Northwestern University

Since its murky origins in Grub Street, a specter has haunted the novel—the specter of gossip. In its higher-minded mood, literary narratives have been very snobbish about gossip and the snobbishness is unfair. Even the most casual reader of social fiction will recognize that gossiping is what characters do most passionately. However, they can neither admit nor be aware of it. Only minor or morally compromised characters are allowed to indulge in its pleasures. Matronly middle-aged women, chatty maids, little girls, and effeminate fops are the ones who gossip; their more reflective counterparts—the men and women designated as heroes and heroines—only briefly tolerate such idle chatter. Gossip is derided, decried, condemned, and maligned. It is womanish, low, slavish, servantish, silly, pert, loose, wanton, jiggetty, mean. It is the "tittle-tattle of Highbury" in Austen's Emma, an activity for the old maid Miss Bates and her even older, blind, and senile mother. In Middlemarch, although the world is "apparently a huge whispering-gallery," the greatest gossip of all is Mrs. Cadwallader, a matron with a mind like "phosphorous, biting at everything" (Spacks, p. 194).

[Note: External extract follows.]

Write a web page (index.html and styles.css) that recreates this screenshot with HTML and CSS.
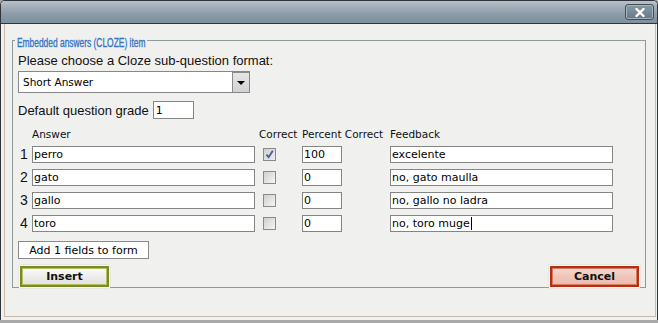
FILE: index.html
```html
<!DOCTYPE html>
<html>
<head>
<meta charset="utf-8">
<link rel="stylesheet" href="styles.css">
</head>
<body>
<div class="window">
  <div class="titlebar">
    <div class="close"><svg width="10" height="9" viewBox="0 0 10 9"><path d="M1.5 1 L8.5 8 M8.5 1 L1.5 8" stroke="#fff" stroke-width="2.2" stroke-linecap="square"/></svg></div>
  </div>
  <div class="body">
    <fieldset class="group">
      <legend class="legend"><span class="legend-text">Embedded answers (CLOZE) item</span></legend>
      <div class="label">Please choose a Cloze sub-question format:</div>
      <div class="select"><span class="select-text">Short Answer</span><span class="select-btn"><span class="tri"></span></span></div>
      <div class="grade-row"><span class="label-inline">Default question grade</span><div class="field grade">1</div></div>
      <div class="answers">
        <div class="hcell"></div>
        <div class="hcell">Answer</div>
        <div class="hcell hcorrect">Correct</div>
        <div class="hcell hspan">Percent Correct</div>
        <div class="hcell">Feedback</div>

        <div class="num">1</div>
        <div class="field">perro</div>
        <div class="chk-cell"><span class="chk checked"><svg width="11" height="11" viewBox="0 0 11 11"><path d="M2.5 5.5 L4.6 8.3 L8.8 1.8" fill="none" stroke="#4b5a9b" stroke-width="1.8"/></svg></span></div>
        <div class="field">100</div>
        <div class="spacer"></div>
        <div class="field">excelente</div>

        <div class="num">2</div>
        <div class="field">gato</div>
        <div class="chk-cell"><span class="chk"></span></div>
        <div class="field">0</div>
        <div class="spacer"></div>
        <div class="field">no, gato maulla</div>

        <div class="num">3</div>
        <div class="field">gallo</div>
        <div class="chk-cell"><span class="chk"></span></div>
        <div class="field">0</div>
        <div class="spacer"></div>
        <div class="field">no, gallo no ladra</div>

        <div class="num">4</div>
        <div class="field">toro</div>
        <div class="chk-cell"><span class="chk"></span></div>
        <div class="field">0</div>
        <div class="spacer"></div>
        <div class="field">no, toro muge<span class="caret"></span></div>
      </div>
      <div class="add-btn">Add 1 fields to form</div>
      <div class="actions">
        <div class="btn insert"><span>Insert</span></div>
        <div class="btn cancel"><span>Cancel</span></div>
      </div>
    </fieldset>
  </div>
</div>
</body>
</html>
```
FILE: styles.css
```css
html, body {
  margin: 0;
  padding: 0;
}
body {
  width: 658px;
  height: 323px;
  background: #a9a9a9;
  overflow: hidden;
}
.window {
  box-sizing: border-box;
  width: 658px;
  height: 320px;
  border: 1px solid #2f353b;
  border-bottom: none;
  border-radius: 5px 5px 0 0;
  background: #f0f0ee;
  display: flex;
  flex-direction: column;
}
.titlebar {
  height: 22px;
  border-bottom: 1px solid #2f353b;
  border-radius: 4px 4px 0 0;
  background: linear-gradient(#b6c1cb, #8b9ba7 60%, #7f919e);
  display: flex;
  justify-content: flex-end;
  align-items: flex-start;
  padding-right: 3px;
}
.close {
  box-sizing: border-box;
  width: 29px;
  height: 16px;
  margin-top: 3px;
  border: 1px solid #434f58;
  border-radius: 3px;
  background: linear-gradient(#8a99a5, #66788a);
  box-shadow: inset 0 0 0 1px #a6b3bd;
  display: flex;
  align-items: center;
  justify-content: center;
}
.close svg { display: block; }
.body {
  flex: 1;
  margin: 0 1px 3px 3px;
  border-left: 1px solid #c8bbab;
  border-right: 1px solid #c8bbab;
  border-bottom: 1px solid #c8bbab;
  display: flex;
  flex-direction: column;
}
.group {
  box-sizing: border-box;
  margin: 9px 9px 0 7px;
  height: 255px;
  padding: 0 0 0 5px;
  border: 1px solid #8e9b98;
  min-width: 0;
}
.legend {
  box-sizing: border-box;
  width: 132px;
  padding: 0 0 0 2px;
  margin-left: -3px;
  height: 14px;
  overflow: visible;
  white-space: nowrap;
}
.legend-text {
  display: inline-block;
  font-family: "Liberation Sans", Arial, sans-serif;
  font-size: 12px;
  line-height: 14px;
  color: #3575c6;
  -webkit-text-stroke: 0.35px #3575c6;
  transform: scaleX(0.70);
  transform-origin: 0 50%;
}
.label, .label-inline, .num {
  font-family: "Liberation Sans", Arial, sans-serif;
  font-size: 13px;
  color: #111;
}
.label {
  line-height: 16px;
  margin-top: 6px;
}
.select {
  box-sizing: border-box;
  width: 232px;
  height: 22px;
  margin-top: 2px;
  border: 1px solid #878787;
  background: #fff;
  display: flex;
  align-items: center;
  justify-content: space-between;
}
.select-text {
  padding-left: 4px;
  font-family: "DejaVu Sans", Verdana, sans-serif;
  font-size: 10.5px;
  color: #000;
}
.select-btn {
  box-sizing: border-box;
  width: 17px;
  height: 20px;
  border: 1px solid #8a8a8a;
  border-right: none;
  border-bottom: none;
  background: linear-gradient(#e6e6e6, #d2d2d2);
  display: flex;
  align-items: center;
  justify-content: center;
}
.tri {
  width: 0;
  height: 0;
  border-left: 4px solid transparent;
  border-right: 4px solid transparent;
  border-top: 4px solid #000;
}
.grade-row {
  display: flex;
  align-items: center;
  margin-top: 8px;
  gap: 4px;
}
.field {
  box-sizing: border-box;
  height: 17px;
  border: 1px solid #858585;
  background: #fff;
  font-family: "DejaVu Sans", Verdana, sans-serif;
  font-size: 11px;
  line-height: 15px;
  padding-left: 1px;
  color: #000;
  white-space: nowrap;
  overflow: hidden;
  display: flex;
  align-items: center;
}
.field.grade {
  width: 41px;
  height: 18px;
  padding-left: 2px;
}
.caret {
  display: inline-block;
  width: 1px;
  height: 13px;
  background: #000;
  margin-left: 1px;
}
.answers {
  display: grid;
  grid-template-columns: 14px 223px 47px 40px 48px 223px;
  grid-auto-rows: 17px;
  row-gap: 6px;
  margin-top: 4px;
}
.answers > .hcell {
  font-family: "DejaVu Sans", Verdana, sans-serif;
  font-size: 10.5px;
  line-height: 12px;
  color: #111;
  white-space: nowrap;
  align-self: start;
  margin-top: 5px;
}
.hcorrect { padding-left: 4px; }
.hspan { grid-column: span 2; }
.num {
  line-height: 17px;
  padding-left: 2px;
  font-size: 14px;
}
.chk-cell {
  padding-left: 8px;
  display: flex;
  align-items: center;
}
.chk {
  box-sizing: border-box;
  width: 13px;
  height: 13px;
  border: 1px solid #8a8a8a;
  background: linear-gradient(135deg, #cfcfcf, #f6f6f6);
  display: flex;
  align-items: center;
  justify-content: center;
}
.chk.checked {
  background: linear-gradient(135deg, #d0d0d0, #ededed);
}
.chk svg { display: block; }
.add-btn {
  box-sizing: border-box;
  width: 131px;
  height: 18px;
  margin-top: 9px;
  border: 1px solid #8a8a8a;
  background: #fff;
  font-family: "DejaVu Sans", Verdana, sans-serif;
  font-size: 11px;
  color: #000;
  display: flex;
  align-items: center;
  justify-content: center;
}
.actions {
  display: flex;
  justify-content: space-between;
  margin-top: 6px;
  padding-left: 1px;
  padding-right: 5px;
}
.btn {
  box-sizing: border-box;
  width: 91px;
  height: 23px;
  padding: 1px;
  background: #f6f6f4;
  box-shadow: 0 0 1px #bbb;
}
.btn span {
  box-sizing: border-box;
  display: flex;
  align-items: center;
  justify-content: center;
  width: 100%;
  height: 100%;
  font-family: "DejaVu Sans", Verdana, sans-serif;
  font-size: 11px;
  font-weight: bold;
  color: #111;
}
.insert span {
  border: 2px solid #7b8a27;
  box-shadow: inset 0 0 0 1px #b6c05e;
  background: linear-gradient(#fbfbf8, #ececea 55%, #e2e2de);
}
.cancel span {
  border: 2px solid #b3300e;
  box-shadow: inset 0 0 0 1px #d97a64;
  background: linear-gradient(#f7d9d1, #efc4b8 55%, #ebbcb0);
}
```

In Richardson's Clarissa, Lovelace—a man not known for his indifference to social information—airily dismisses gossip as "the female go-round." (In novels, the male equivalents of the "female go-round" tend to be such despised modes of exchange as business letters, gambling, chess, and games of chance.) Gossip has always been a part of charivari with the power to turn the world upside down. It also has the power to destroy lives (Les Liasons Dangereuses) and to derail love (when it becomes the "prejudice" of Pride and Prejudice). If it ever innocent, it is only because it is meaningless.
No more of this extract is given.